It’s no secret that many rookies who are just starting to learn Forex trading prefer trend trading to reversal trading. So do lots of inexperienced or risk-averse traders. The reasons are obvious: following a trend seems a lot safer and a good deal more stable than betting on a reversal as a support or resistance level nears. But are they really best seen as mutually exclusive alternatives? With the right Forex trading strategies in place, it may be beneficial to do both.
Risk may be lower with trend trading, but so are profits – much lower, in fact, than those that can be gained through reversal trading. Trend traders, especially if they’re nervous newbies, like to take small bites at the market, trading in a currency pair’s prevailing direction (that’s the definition of a trend, isn’t it?).
They have good reasons for their preferred trading option: trend set-ups have momentum on their side and a higher probability of working out as projected. Because trends last longer than reversals, set-ups arrive more frequently too (reversal set-ups are more intermittent, arising only when the price reaches major resistance or support).
Reversal trading undoubtedly involves more risk. But, provided that it’s calculated risk, it doesn’t have to be seen as reckless. When reversal trades work out, they yield much bigger wins than trend trades. Favourable leaps of 10, 20, or even 30 per cent and above are not uncommon. Trend traders rarely, if ever, see wins of this magnitude.

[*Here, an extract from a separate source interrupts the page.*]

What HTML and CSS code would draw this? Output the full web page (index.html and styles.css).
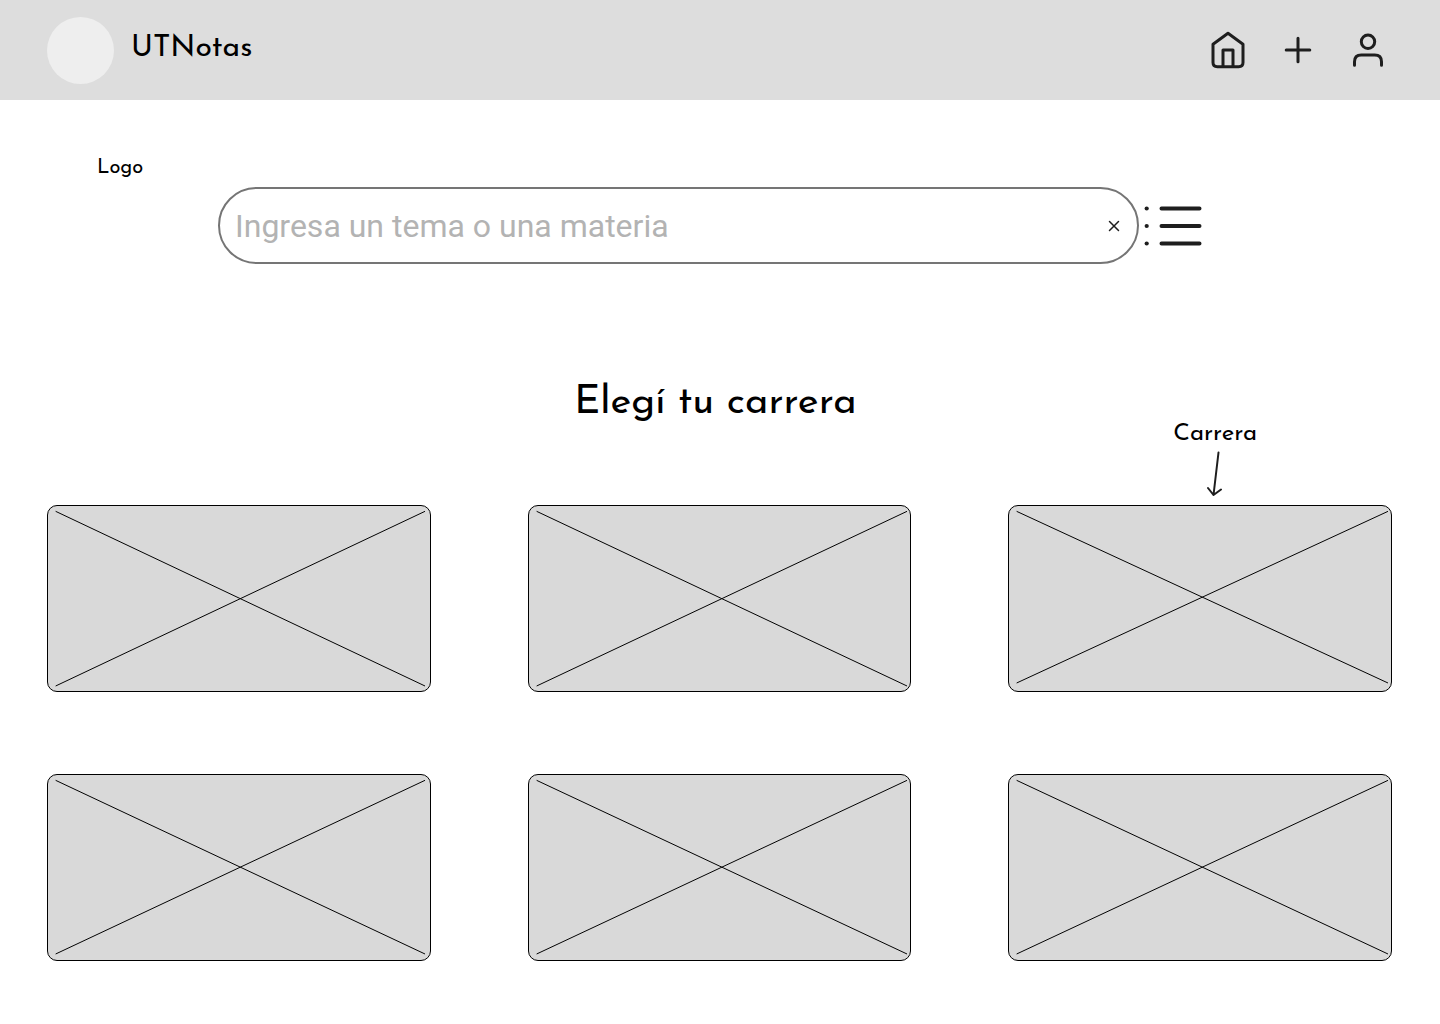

All of which suggests that reversal trading may complement your trend trading. If you apply your usual disciplined rules for trading and entry, then it may be well worth the effort to trade when you next see a potential reversal opportunity coming your way.
Reversal trading requires courage and resolve, but if you’ve studied the charts to spot when set-ups arise, and you adhere to all your disciplined stop-loss and risk management rules, then you’re taking a calculated risk for a high reward, not a foolhardy one.